I recently finished reading A Beautiful Mind, a biography by Sylvia Nasar. As best stated by the author: “This is the story of John Forbes Nash. Ir. It is a story about the mystery of the human mind, in three acts: genius, madness, reawakening. ”

Below are key excerpts from the book that I found particularly insightful:

The young genius from Bluefield, West Virginia – handsome, arrogant, and highly eccentric — burst onto the mathematical scene in 1948. Over the next decade, a decade as notable for its supreme faith in human rationality as for its dark anxieties about mankind’s survival, Nash proved himself, in the words of the eminent geometer Mikhail Gromov, “the most remarkable mathematician of the second half of the century.” Games of strategy, economic rivalry, computer architecture. the shape of the universe, the geometry of imaginary spaces, the mystery of prime numbers —all engaged his wide-ranging imagination. His ideas were of the deep and wholly unanticipated kind that pushes scientific thinking in new directions.

Nash’s genius was of that mysterious variety more often associated with music and art than with the oldest of all sciences. It wasn’t merely that his mind worked faster, that his memory was more retentive,or that his power of concentration was greater. The flashes of intuition were non-rational. Like other great mathematical intuitionists —Georg Friedrich Bernhard Riemann. Jules Henri Poincare, Srinivasa Ramanujan — Nash saw the vision first. constructing the laborious proofs long afterward. But even after he’d try to explain some astonishing result, the actual route he had taken remained a mystery to others who tried to follow his reasoning. Donald Newman, a mathematician who knew Nash at MIT in the 1950s, used to say about him that “everyone else would climb a peak by looking for a path somewhere on the mountain. Nash would climb another mountain altogether and from that distant peak would shine a searchlight back onto the first peak.”

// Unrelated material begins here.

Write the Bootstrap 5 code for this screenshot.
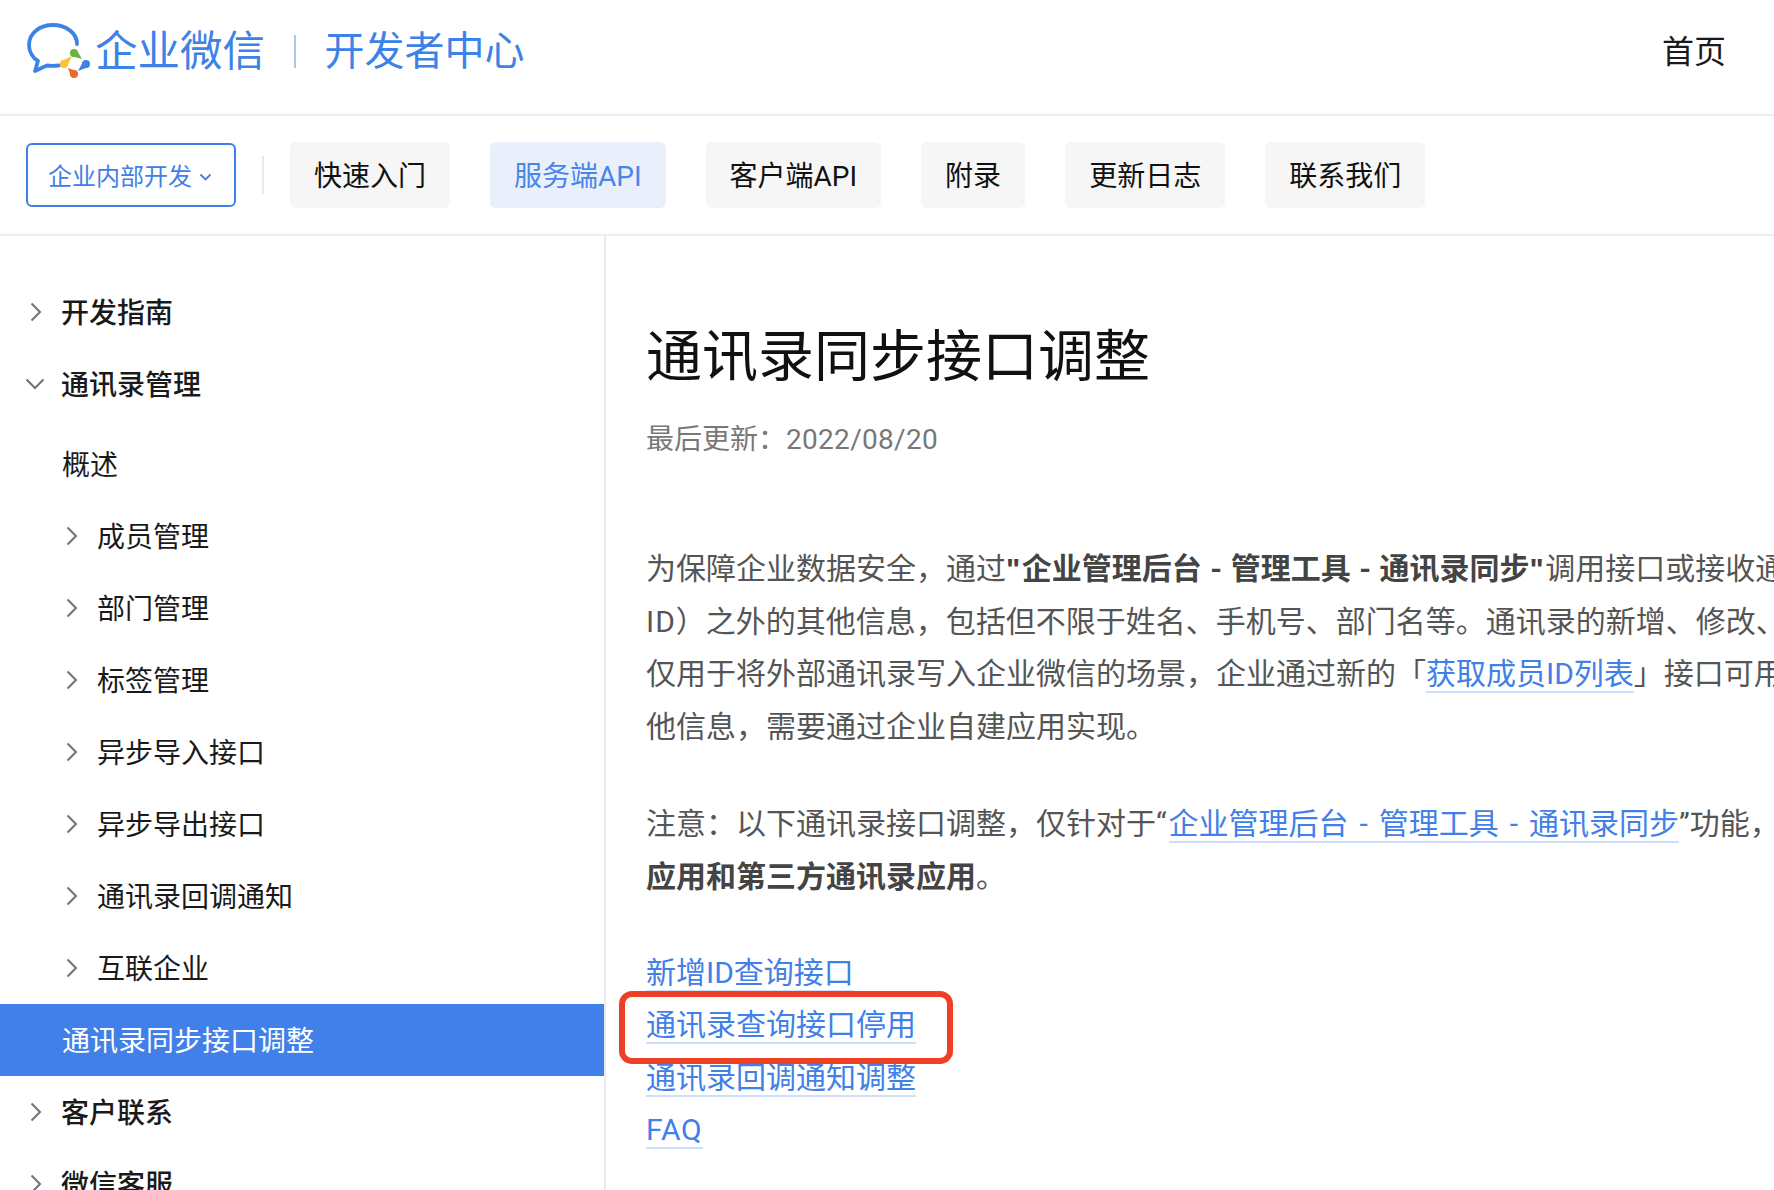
<!DOCTYPE html>
<html lang="zh-CN">
<head>
<meta charset="utf-8">
<title>通讯录同步接口调整</title>
<link href="https://cdn.jsdelivr.net/npm/bootstrap@5.3.0/dist/css/bootstrap.min.css" rel="stylesheet">
<style>
html,body{height:100%;overflow:hidden;}
body{font-family:Roboto,"Noto Sans CJK SC",sans-serif;color:#1a1a1a;background:#fff;font-size:28px;}
.wx-top{height:116px;border-bottom:2px solid #eee;padding:0 48px 11px 26px;}
.wx-logo-icon{width:64px;height:60px;margin-top:-3px;}
.wx-brand{font-size:42.5px;line-height:56px;color:#3d82e6;margin-left:5px;}
.wx-brand-sep{width:2px;height:33px;background:#a8c8f2;margin:0 28.5px 0 29px;}
.wx-brand-sub{font-size:40px;line-height:56px;color:#3d82e6;}
.wx-home{font-size:32px;line-height:40px;color:#1a1a1a;text-decoration:none;}
.wx-sub{height:120px;border-bottom:2px solid #eee;padding:0 26px;}
.wx-scope{width:210px;height:64px;border:2px solid #3f80e8;border-radius:6px;color:#3f80e8;font-size:24px;padding:4px 2px 0 0;background:#fff;}
.wx-scope:hover{color:#3f80e8;background:#fff;border-color:#3f80e8;}
.wx-scope svg{width:13px;height:8px;margin-left:7px;}
.wx-sep{width:2px;height:38px;background:#e8e8e8;margin:0 26px;}
.wx-tabs{gap:40px;}
.wx-tab{height:66px;line-height:63px;padding:3px 24px 0;font-size:28px;border-radius:6px;background:#f6f6f6;color:#111;border:0;}
.wx-tab:hover{background:#f6f6f6;color:#111;}
.wx-tab-on,.wx-tab-on:hover{background:#e9f0fc;color:#4a86e8;}
.wx-body{height:954px;}
.wx-side{width:606px;flex:none;border-right:2px solid #e9e9e9;padding-top:40px;height:100%;}
.wx-item{height:72px;line-height:69px;padding-top:3px;font-size:28px;color:#1a1a1a;text-decoration:none;position:relative;white-space:nowrap;}
.wx-l0{padding-left:61px;font-weight:500;}
.wx-l1{padding-left:97px;}
.wx-l1b{padding-left:62px;}
.wx-on{background:#4080e8;color:#fff;}
.wx-subnav{padding-top:8px;}
.wx-chev{position:absolute;top:50%;transform:translateY(-50%);}
.wx-chev-r{width:12px;height:20px;left:30px;}
.wx-l1 .wx-chev-r{left:66px;}
.wx-chev-d{width:20px;height:12px;left:25px;}
.wx-main{padding:81px 0 0 40px;white-space:nowrap;min-width:0;overflow:hidden;}
.wx-title{font-size:56px;line-height:80px;font-weight:400;color:#111;margin:0 0 23px;}
.wx-date{font-size:28px;line-height:40px;color:#787878;margin:0 0 83px;}
.wx-date span{letter-spacing:.3px;}
.wx-para{font-size:30px;line-height:52.6px;color:#555;margin:0 0 45px;}
.wx-para b{font-weight:700;color:#444;word-spacing:1.1px;}
.wx-q{font-family:"Liberation Sans",sans-serif;letter-spacing:1.5px;}
.wx-lq{letter-spacing:2px;}
.wx-idfix{letter-spacing:1px;}
.wx-link{color:#4080e8;text-decoration:none;border-bottom:2px solid #cddffa;}
.wx-para .wx-link{word-spacing:3.5px;}
.wx-faq{letter-spacing:.8px;}
.wx-links{font-size:30px;line-height:52.6px;margin-top:43px;position:relative;width:max-content;}
.wx-mark{position:absolute;left:-27px;top:44px;width:334px;height:73px;border:6px solid #ee4024;border-radius:13px;pointer-events:none;}
</style>
</head>
<body>
<header class="wx-top d-flex align-items-center justify-content-between">
  <div class="d-flex align-items-center">
    <svg class="wx-logo-icon" viewBox="0 0 64 60" xmlns="http://www.w3.org/2000/svg">
      <path d="M51 24 C51 13 40 5 27 5 C14 5 3 13 3 25 C3 32 7 38 12 41 L9 51 L21 45.500 C24.500 46 28 46 33 45.500" fill="none" stroke="#3d82e6" stroke-width="3.800" stroke-linejoin="round" stroke-linecap="round"/>
      <circle cx="48" cy="33" r="4" fill="#6ab43c"/><polygon points="45.600,36.200 50.400,29.800 56,39" fill="#6ab43c"/>
      <circle cx="60" cy="44" r="4" fill="#3d82e6"/><polygon points="62.600,47 57.400,41 52,51" fill="#3d82e6"/>
      <circle cx="48" cy="54" r="4" fill="#ec6a24"/><polygon points="50.800,51.200 45.200,56.800 42,48" fill="#ec6a24"/>
      <circle cx="38" cy="44" r="4" fill="#f7c437"/><polygon points="40.800,46.800 35.200,41.200 46,36" fill="#f7c437"/>
    </svg>
    <span class="wx-brand">企业微信</span>
    <span class="wx-brand-sep"></span>
    <span class="wx-brand-sub">开发者中心</span>
  </div>
  <a class="wx-home" href="#">首页</a>
</header>
<div class="wx-sub d-flex align-items-center">
  <button type="button" class="btn wx-scope d-flex align-items-center justify-content-center">企业内部开发<svg viewBox="0 0 13 8"><path d="M1.500 1.500 L6.500 6.500 L11.500 1.500" fill="none" stroke="#3f80e8" stroke-width="1.800"/></svg></button>
  <span class="wx-sep"></span>
  <nav class="d-flex wx-tabs">
    <a class="btn wx-tab" href="#">快速入门</a>
    <a class="btn wx-tab wx-tab-on" href="#">服务端API</a>
    <a class="btn wx-tab" href="#">客户端API</a>
    <a class="btn wx-tab" href="#">附录</a>
    <a class="btn wx-tab" href="#">更新日志</a>
    <a class="btn wx-tab" href="#">联系我们</a>
  </nav>
</div>
<div class="wx-body d-flex">
  <aside class="wx-side">
    <a class="wx-item wx-l0 d-block" href="#"><svg class="wx-chev wx-chev-r" viewBox="0 0 12 20"><path d="M1.500 1.500 L10 10 L1.500 18.500" fill="none" stroke="#6f7278" stroke-width="2"/></svg>开发指南</a>
    <a class="wx-item wx-l0 d-block" href="#"><svg class="wx-chev wx-chev-d" viewBox="0 0 20 12"><path d="M1.500 1.500 L10 10 L18.500 1.500" fill="none" stroke="#6f7278" stroke-width="2"/></svg>通讯录管理</a>
    <div class="wx-subnav">
      <a class="wx-item wx-l1b d-block" href="#">概述</a>
      <a class="wx-item wx-l1 d-block" href="#"><svg class="wx-chev wx-chev-r" viewBox="0 0 12 20"><path d="M1.500 1.500 L10 10 L1.500 18.500" fill="none" stroke="#6f7278" stroke-width="2"/></svg>成员管理</a>
      <a class="wx-item wx-l1 d-block" href="#"><svg class="wx-chev wx-chev-r" viewBox="0 0 12 20"><path d="M1.500 1.500 L10 10 L1.500 18.500" fill="none" stroke="#6f7278" stroke-width="2"/></svg>部门管理</a>
      <a class="wx-item wx-l1 d-block" href="#"><svg class="wx-chev wx-chev-r" viewBox="0 0 12 20"><path d="M1.500 1.500 L10 10 L1.500 18.500" fill="none" stroke="#6f7278" stroke-width="2"/></svg>标签管理</a>
      <a class="wx-item wx-l1 d-block" href="#"><svg class="wx-chev wx-chev-r" viewBox="0 0 12 20"><path d="M1.500 1.500 L10 10 L1.500 18.500" fill="none" stroke="#6f7278" stroke-width="2"/></svg>异步导入接口</a>
      <a class="wx-item wx-l1 d-block" href="#"><svg class="wx-chev wx-chev-r" viewBox="0 0 12 20"><path d="M1.500 1.500 L10 10 L1.500 18.500" fill="none" stroke="#6f7278" stroke-width="2"/></svg>异步导出接口</a>
      <a class="wx-item wx-l1 d-block" href="#"><svg class="wx-chev wx-chev-r" viewBox="0 0 12 20"><path d="M1.500 1.500 L10 10 L1.500 18.500" fill="none" stroke="#6f7278" stroke-width="2"/></svg>通讯录回调通知</a>
      <a class="wx-item wx-l1 d-block" href="#"><svg class="wx-chev wx-chev-r" viewBox="0 0 12 20"><path d="M1.500 1.500 L10 10 L1.500 18.500" fill="none" stroke="#6f7278" stroke-width="2"/></svg>互联企业</a>
      <a class="wx-item wx-l1b wx-on d-block" href="#">通讯录同步接口调整</a>
    </div>
    <a class="wx-item wx-l0 d-block" href="#"><svg class="wx-chev wx-chev-r" viewBox="0 0 12 20"><path d="M1.500 1.500 L10 10 L1.500 18.500" fill="none" stroke="#6f7278" stroke-width="2"/></svg>客户联系</a>
    <a class="wx-item wx-l0 d-block" href="#"><svg class="wx-chev wx-chev-r" viewBox="0 0 12 20"><path d="M1.500 1.500 L10 10 L1.500 18.500" fill="none" stroke="#6f7278" stroke-width="2"/></svg>微信客服</a>
  </aside>
  <main class="wx-main flex-grow-1">
    <h1 class="wx-title">通讯录同步接口调整</h1>
    <p class="wx-date">最后更新：<span>2022/08/20</span></p>
    <p class="wx-para">为保障企业数据安全，通过<b><span class="wx-q">"</span>企业管理后台 - 管理工具 - 通讯录同步<span class="wx-q">"</span></b>调用接口或接收通<br><span class="wx-idfix">ID</span>）之外的其他信息，包括但不限于姓名、手机号、部门名等。通讯录的新增、修改、<br>仅用于将外部通讯录写入企业微信的场景，企业通过新的「<a class="wx-link" href="#">获取成员ID列表</a>」接口可用<br>他信息，需要通过企业自建应用实现。</p>
    <p class="wx-para mb-0">注意：以下通讯录接口调整，仅针对于<span class="wx-lq">“</span><a class="wx-link" href="#">企业管理后台 - 管理工具 - 通讯录同步</a>”功能，<br><b>应用和第三方通讯录应用</b>。</p>
    <div class="wx-links">
      <div><a class="wx-link" href="#">新增ID查询接口</a></div>
      <div><a class="wx-link" href="#">通讯录查询接口停用</a></div>
      <div><a class="wx-link" href="#">通讯录回调通知调整</a></div>
      <div><a class="wx-link wx-faq" href="#">FAQ</a></div>
      <span class="wx-mark"></span>
    </div>
  </main>
</div>
<script src="https://cdn.jsdelivr.net/npm/bootstrap@5.3.0/dist/js/bootstrap.bundle.min.js"></script>
</body>
</html>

As was to become increasingly obvious over the months that followed, Princeton’s approach to its graduate students, with its combination of complete freedom and relentless pressure to produce, could not have been better suited to someone of Nash’s temperament and style as a mathematician, nor more happily designed to elicit the first real proofs of his genius. Nash’s great luck, if you want to call it luck, was that he came onto the mathematical scene at a time and to a place tailor-made for his particular needs. He came away with his independence, ambition, and originality intact, having been allowed to acquire a truly first-class training that was to serve him brilliantly.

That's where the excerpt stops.